Turning Darkness into Success: How A Township School Almost Achieved 100%

Masabata Mkwananzi|Published

In a powerful triumph over adversity, Dopsenville Forte Secondary School in Soweto has set a new standard for excellence, recording a staggering 99.61% matric pass rate for the Class of 2025, despite ongoing power outages in the school and surrounding community.

Under the leadership of principal Mukhosi Mudavhi, the school has built a culture where excellence is not aspirational but expected. In 2024, Forte recorded a 100% matric pass rate. In 2025, the school came heartbreakingly close to repeating the feat, achieving an outstanding 99.61% pass rate, with just one learner failing Grade 12 out of 258 candidates.

“For us, one child failing is one child too many. We would have wished that the learner had passed. When you are used to 100%, anything less than that feels like failure.”

Mudavhi, who has been at Forte since January 2011, said the results are not the product of chance but of deliberate leadership, discipline, and relentless support for learners, many of whom come from households facing severe economic hardship.

The school serves communities such as Thompsonville, Bramfischerville, Shetland and Midlands, where unemployment, crime, and substance abuse remain persistent challenges. These realities, Mudavhi said, often follow learners into the classroom.

“We are a township school, so we experience drugs, violence, and economic pressure. But we always tell our learners that their situation at home must not determine what they will become,” he said.

One of the most disruptive challenges during the 2025 academic year was instability linked to electricity protests in surrounding areas. Roads leading to the school were frequently blocked, making access difficult for both educators and learners. At the same time, power outages affected studying at home, particularly during exam periods.

Despite these obstacles, Forte maintained academic stability through strict attendance monitoring, extended teaching hours, and continuous revision, even while learners were writing their final examinations.

“We teach in between exams. Schooling here does not stop until the very last paper is written,” he added.

Mudavhi said attendance remains one of the biggest determining factors in academic success, noting that the only learner who failed in 2025 struggled with persistent absenteeism, particularly after the trial examinations.

“We saw it coming. We even went to the family to ask that the child must come to school. If a learner passes Grade 10 and Grade 11 and attends school daily, that learner can pass Grade 12,” he said.

Central to Forte’s success is the careful selection of class teachers. Mudavhi said educators are chosen not only for academic competence but also for empathy and the ability to manage learners beyond textbooks.

“We select class managers strategically; we need teachers who understand social and psychological challenges and who can show love and care. You cannot teach effectively if you ignore what a child is going through,” Mudavhi explained.

He further highlighted that the school works closely with parents and, where necessary, intervenes directly to support vulnerable learners. In some cases, learners are provided with food parcels, while others receive ongoing assistance throughout the year.

“We even adopt some of these children so that parents can be relieved of some pressure and learners can focus on their studies,” he said.

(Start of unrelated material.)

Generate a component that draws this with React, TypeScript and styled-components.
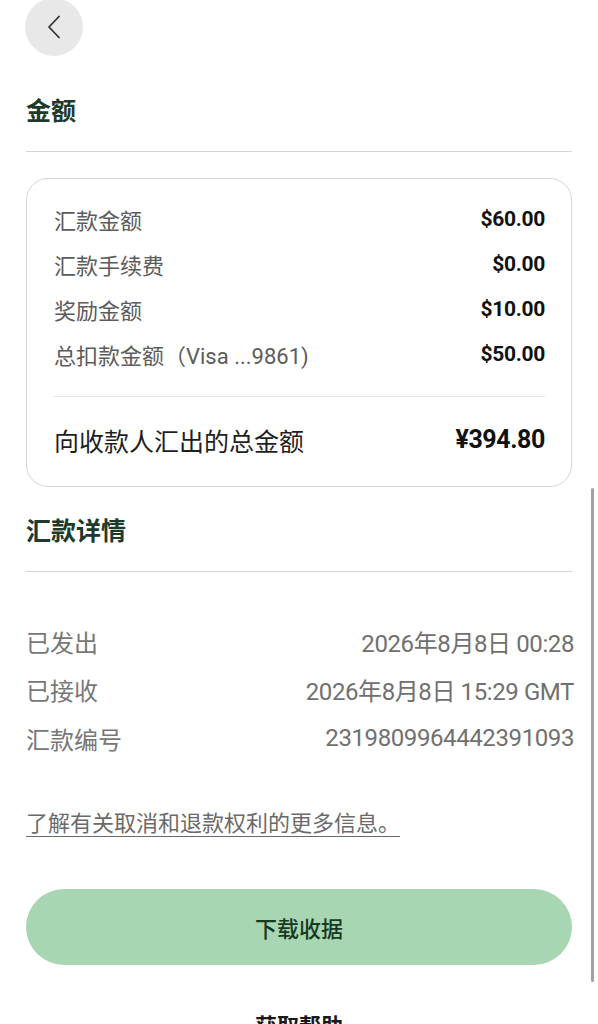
import React from "react";
import styled, { createGlobalStyle } from "styled-components";

const Global = createGlobalStyle`
  html, body { margin: 0; padding: 0; background: #ffffff; }
  body {
    font-family: "Roboto", "Noto Sans CJK SC", sans-serif;
    -webkit-font-smoothing: antialiased;
  }
  * { box-sizing: border-box; }
`;

const Page = styled.div`
  position: relative;
  width: 598px;
  height: 1024px;
  overflow: hidden;
  padding: 0 26px;
  display: flex;
  flex-direction: column;
`;

const BackButton = styled.button`
  width: 58px;
  height: 58px;
  margin: -2px 0 0 -1px;
  border: none;
  border-radius: 50%;
  background: #e8e8e8;
  display: flex;
  align-items: center;
  justify-content: center;
  padding: 0;
  flex-shrink: 0;
`;

const SectionTitle = styled.h2<{ $top: number }>`
  margin: ${(p) => p.$top}px 0 0;
  font-size: 25px;
  line-height: 34px;
  font-weight: 700;
  color: #1d3a2c;
`;

const Divider = styled.div<{ $top: number }>`
  margin-top: ${(p) => p.$top}px;
  height: 1px;
  background: #d4d4d4;
  flex-shrink: 0;
`;

const Card = styled.div`
  margin-top: 26px;
  border: 1px solid #d6d6d6;
  border-radius: 22px;
  padding: 17px 26px 24px 27px;
  display: flex;
  flex-direction: column;
`;

const CardRow = styled.div`
  display: flex;
  justify-content: space-between;
  align-items: center;
  height: 45px;
`;

const CardLabel = styled.span`
  font-size: 22px;
  color: #5c5c5c;
`;

const CardValue = styled.span`
  font-size: 21px;
  font-weight: 700;
  color: #111111;
  letter-spacing: -0.3px;
`;

const InnerDivider = styled.div`
  margin: 20px 0 20px;
  height: 1px;
  background: #e4e4e4;
`;

const TotalLabel = styled.span`
  font-size: 25px;
  color: #1e1e1e;
`;

const TotalValue = styled.span`
  font-size: 25px;
  font-weight: 700;
  color: #111111;
  letter-spacing: -0.4px;
`;

const DetailList = styled.div`
  margin-top: 45px;
  display: flex;
  flex-direction: column;
`;

const DetailRow = styled.div`
  display: flex;
  justify-content: space-between;
  align-items: center;
  height: 48.5px;
  margin-right: -2px;
`;

const DetailLabel = styled.span`
  font-size: 24px;
  color: #777777;
`;

const DetailValue = styled.span`
  font-size: 24px;
  color: #707070;
  letter-spacing: -0.4px;
`;

const InfoLink = styled.a`
  margin-top: 45px;
  align-self: flex-start;
  font-size: 22px;
  line-height: 32px;
  color: #6a6a6a;
  text-decoration: underline;
  text-underline-offset: 5px;
  text-decoration-thickness: 1px;
`;

const PrimaryButton = styled.button`
  margin-top: 49px;
  height: 76px;
  border: none;
  border-radius: 38px;
  background: #a8d5b2;
  color: #163b22;
  font-family: inherit;
  font-size: 22px;
  font-weight: 500;
  flex-shrink: 0;
`;

const HelpText = styled.div`
  margin-top: 46px;
  text-align: center;
  font-size: 22px;
  line-height: 32px;
  font-weight: 700;
  color: #1a1a1a;
`;

const ScrollBar = styled.div`
  position: absolute;
  left: 591px;
  top: 488px;
  width: 3px;
  height: 494px;
  border-radius: 2px;
  background: #a2a2a2;
`;

const cardRows = [
  { label: "汇款金额", value: "$60.00" },
  { label: "汇款手续费", value: "$0.00" },
  { label: "奖励金额", value: "$10.00" },
  { label: "总扣款金额（Visa ...9861)", value: "$50.00" },
];

const details = [
  { label: "已发出", value: "2026年8月8日 00:28" },
  { label: "已接收", value: "2026年8月8日 15:29 GMT" },
  { label: "汇款编号", value: "2319809964442391093" },
];

export default function App() {
  return (
    <>
      <Global />
      <Page>
        <BackButton aria-label="返回">
          <svg width="14" height="24" viewBox="0 0 14 24" fill="none">
            <path d="M12 1.5 L2 12 L12 22.5" stroke="#333" strokeWidth="1.8" strokeLinecap="round" strokeLinejoin="round" />
          </svg>
        </BackButton>

        <SectionTitle $top={39}>金额</SectionTitle>
        <Divider $top={22} />

        <Card>
          {cardRows.map((r) => (
            <CardRow key={r.label}>
              <CardLabel>{r.label}</CardLabel>
              <CardValue>{r.value}</CardValue>
            </CardRow>
          ))}
          <InnerDivider />
          <CardRow>
            <TotalLabel>向收款人汇出的总金额</TotalLabel>
            <TotalValue>¥394.80</TotalValue>
          </CardRow>
        </Card>

        <SectionTitle $top={28}>汇款详情</SectionTitle>
        <Divider $top={22} />

        <DetailList>
          {details.map((d) => (
            <DetailRow key={d.label}>
              <DetailLabel>{d.label}</DetailLabel>
              <DetailValue>{d.value}</DetailValue>
            </DetailRow>
          ))}
        </DetailList>

        <InfoLink>了解有关取消和退款权利的更多信息。</InfoLink>

        <PrimaryButton>下载收据</PrimaryButton>

        <HelpText>获取帮助</HelpText>
        <ScrollBar />
      </Page>
    </>
  );
}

The school also draws inspiration from its expanding list of achievers, with former pupils, now doctors, engineers, and other professionals, frequently returning to motivate current learners. Mudavhi said seeing success stories from the same community reassures pupils that their own goals are within reach.

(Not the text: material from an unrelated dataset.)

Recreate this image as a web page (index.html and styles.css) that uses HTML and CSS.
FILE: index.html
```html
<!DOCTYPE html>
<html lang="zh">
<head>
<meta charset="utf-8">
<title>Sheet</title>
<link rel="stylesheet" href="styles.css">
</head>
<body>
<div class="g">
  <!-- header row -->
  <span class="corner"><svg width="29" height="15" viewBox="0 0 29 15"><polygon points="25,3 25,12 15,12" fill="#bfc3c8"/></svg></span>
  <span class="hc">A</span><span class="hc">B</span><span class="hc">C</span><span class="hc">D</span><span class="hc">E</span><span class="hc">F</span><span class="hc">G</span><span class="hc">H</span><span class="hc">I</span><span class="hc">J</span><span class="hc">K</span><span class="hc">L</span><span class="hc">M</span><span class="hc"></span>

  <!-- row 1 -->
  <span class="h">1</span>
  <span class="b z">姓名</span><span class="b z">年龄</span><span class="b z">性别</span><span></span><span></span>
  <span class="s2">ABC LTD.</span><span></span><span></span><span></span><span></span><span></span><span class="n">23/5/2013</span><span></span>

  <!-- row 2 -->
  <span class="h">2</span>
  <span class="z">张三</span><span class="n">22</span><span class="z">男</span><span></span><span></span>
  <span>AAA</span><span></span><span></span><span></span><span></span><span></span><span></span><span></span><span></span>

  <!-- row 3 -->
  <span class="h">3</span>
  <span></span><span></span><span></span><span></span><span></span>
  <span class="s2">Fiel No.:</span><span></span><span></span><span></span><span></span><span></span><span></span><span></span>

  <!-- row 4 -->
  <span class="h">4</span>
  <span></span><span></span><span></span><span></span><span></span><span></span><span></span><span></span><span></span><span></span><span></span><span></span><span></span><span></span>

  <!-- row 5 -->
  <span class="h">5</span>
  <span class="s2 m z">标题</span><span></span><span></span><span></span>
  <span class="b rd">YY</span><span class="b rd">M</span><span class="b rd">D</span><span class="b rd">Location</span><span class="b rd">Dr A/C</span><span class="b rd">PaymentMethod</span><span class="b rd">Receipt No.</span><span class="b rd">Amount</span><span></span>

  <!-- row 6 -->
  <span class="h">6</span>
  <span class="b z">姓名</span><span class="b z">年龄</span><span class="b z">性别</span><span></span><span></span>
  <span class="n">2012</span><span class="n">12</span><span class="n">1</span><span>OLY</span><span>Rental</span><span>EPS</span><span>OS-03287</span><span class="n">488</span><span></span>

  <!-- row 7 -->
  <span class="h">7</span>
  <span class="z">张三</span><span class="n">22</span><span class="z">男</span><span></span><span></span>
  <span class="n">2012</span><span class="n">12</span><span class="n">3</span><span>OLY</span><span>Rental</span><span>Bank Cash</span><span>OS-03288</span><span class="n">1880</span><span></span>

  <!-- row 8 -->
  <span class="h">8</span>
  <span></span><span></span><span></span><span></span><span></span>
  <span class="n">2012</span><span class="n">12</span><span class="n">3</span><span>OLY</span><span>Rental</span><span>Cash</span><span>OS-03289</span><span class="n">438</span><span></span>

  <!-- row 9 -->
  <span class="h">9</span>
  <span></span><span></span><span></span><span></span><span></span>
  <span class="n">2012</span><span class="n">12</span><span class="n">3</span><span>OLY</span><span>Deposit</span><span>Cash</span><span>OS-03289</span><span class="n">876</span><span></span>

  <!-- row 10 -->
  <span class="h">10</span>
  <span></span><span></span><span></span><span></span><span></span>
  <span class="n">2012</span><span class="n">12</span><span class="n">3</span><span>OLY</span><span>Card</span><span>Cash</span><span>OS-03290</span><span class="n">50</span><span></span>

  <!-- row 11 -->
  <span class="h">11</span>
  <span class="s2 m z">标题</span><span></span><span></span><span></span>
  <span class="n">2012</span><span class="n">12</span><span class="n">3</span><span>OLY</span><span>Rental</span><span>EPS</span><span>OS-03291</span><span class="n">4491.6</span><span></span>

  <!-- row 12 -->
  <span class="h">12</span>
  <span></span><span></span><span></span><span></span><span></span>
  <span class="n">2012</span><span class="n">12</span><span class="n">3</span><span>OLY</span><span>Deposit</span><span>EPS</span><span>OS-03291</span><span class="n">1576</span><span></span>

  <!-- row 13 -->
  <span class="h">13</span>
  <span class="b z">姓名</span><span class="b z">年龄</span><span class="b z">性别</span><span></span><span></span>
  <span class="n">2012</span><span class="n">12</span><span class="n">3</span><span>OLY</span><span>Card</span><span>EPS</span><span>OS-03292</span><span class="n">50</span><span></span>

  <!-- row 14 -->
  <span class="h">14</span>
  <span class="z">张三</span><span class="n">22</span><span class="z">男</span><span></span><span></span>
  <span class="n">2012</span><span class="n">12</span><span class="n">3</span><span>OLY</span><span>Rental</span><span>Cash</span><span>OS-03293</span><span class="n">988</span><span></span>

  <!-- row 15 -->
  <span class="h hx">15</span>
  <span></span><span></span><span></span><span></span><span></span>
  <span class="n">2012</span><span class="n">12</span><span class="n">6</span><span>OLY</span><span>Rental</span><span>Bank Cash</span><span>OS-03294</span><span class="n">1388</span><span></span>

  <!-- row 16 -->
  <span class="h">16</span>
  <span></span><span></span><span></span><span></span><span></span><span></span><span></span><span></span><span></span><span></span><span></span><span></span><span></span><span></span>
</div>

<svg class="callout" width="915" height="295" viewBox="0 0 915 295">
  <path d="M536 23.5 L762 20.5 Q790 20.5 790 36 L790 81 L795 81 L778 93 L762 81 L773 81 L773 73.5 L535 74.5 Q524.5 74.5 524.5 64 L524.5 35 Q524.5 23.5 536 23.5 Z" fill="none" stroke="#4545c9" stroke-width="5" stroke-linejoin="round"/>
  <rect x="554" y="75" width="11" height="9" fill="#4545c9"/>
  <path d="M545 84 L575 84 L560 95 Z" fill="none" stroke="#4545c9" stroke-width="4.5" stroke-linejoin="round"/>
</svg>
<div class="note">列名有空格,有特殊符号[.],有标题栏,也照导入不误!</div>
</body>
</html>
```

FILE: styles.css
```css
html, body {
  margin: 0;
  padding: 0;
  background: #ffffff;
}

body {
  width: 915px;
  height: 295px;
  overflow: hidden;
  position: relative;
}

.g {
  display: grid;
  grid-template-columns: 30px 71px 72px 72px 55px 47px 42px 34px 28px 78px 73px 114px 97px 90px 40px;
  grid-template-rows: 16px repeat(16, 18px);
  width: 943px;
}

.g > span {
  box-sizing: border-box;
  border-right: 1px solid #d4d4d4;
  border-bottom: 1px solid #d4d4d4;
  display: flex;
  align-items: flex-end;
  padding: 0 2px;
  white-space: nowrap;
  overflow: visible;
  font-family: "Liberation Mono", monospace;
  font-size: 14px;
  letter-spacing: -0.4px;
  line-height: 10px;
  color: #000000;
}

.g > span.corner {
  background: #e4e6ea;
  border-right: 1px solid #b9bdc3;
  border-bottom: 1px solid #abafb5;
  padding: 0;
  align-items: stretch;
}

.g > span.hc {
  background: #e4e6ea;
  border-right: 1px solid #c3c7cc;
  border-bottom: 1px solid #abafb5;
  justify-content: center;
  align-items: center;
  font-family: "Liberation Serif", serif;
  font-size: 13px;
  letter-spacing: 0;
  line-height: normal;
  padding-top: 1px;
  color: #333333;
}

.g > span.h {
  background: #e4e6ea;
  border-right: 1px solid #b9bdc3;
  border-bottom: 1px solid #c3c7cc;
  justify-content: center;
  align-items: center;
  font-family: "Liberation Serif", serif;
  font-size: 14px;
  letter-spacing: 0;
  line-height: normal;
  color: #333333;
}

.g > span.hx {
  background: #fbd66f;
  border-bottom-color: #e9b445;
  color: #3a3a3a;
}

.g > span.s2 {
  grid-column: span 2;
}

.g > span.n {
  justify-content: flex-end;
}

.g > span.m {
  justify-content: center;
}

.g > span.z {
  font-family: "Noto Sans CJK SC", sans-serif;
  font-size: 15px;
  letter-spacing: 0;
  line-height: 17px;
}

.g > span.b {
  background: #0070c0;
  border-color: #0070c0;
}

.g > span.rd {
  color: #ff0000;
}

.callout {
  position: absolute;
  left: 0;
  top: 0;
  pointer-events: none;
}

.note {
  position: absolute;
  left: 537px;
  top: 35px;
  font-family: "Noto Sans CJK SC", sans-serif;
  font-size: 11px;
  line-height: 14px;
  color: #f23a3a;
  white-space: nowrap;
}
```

Looking ahead, Forte has increased its Grade 12 enrolment to 317 learners across 10 classes in 2026, with no class exceeding 33 learners. The school’s target remains unchanged: a 100% pass rate.

Mudavhi said the school’s message to learners is straightforward: consistent attendance, discipline, dedication, and respect are non-negotiable. He emphasised that Forte measures success beyond simply passing, with a bachelor’s pass regarded as the expected standard rather than an exception.

Reflecting on the 2025 results, Mudavhi admitted that falling just short of perfection weighed heavily on him. He said the near-perfect outcome felt personal, underscoring the responsibility he carries for every learner entrusted to the school.

Amid ongoing national debates around pass marks and education reform, Forte Secondary School continues to demonstrate that excellence is achievable when high expectations are paired with compassion, commitment, and strong leadership.

Mudavhi said the school remains firmly focused on shaping futures, vowing that educators will continue to stand alongside learners until they reach their full potential.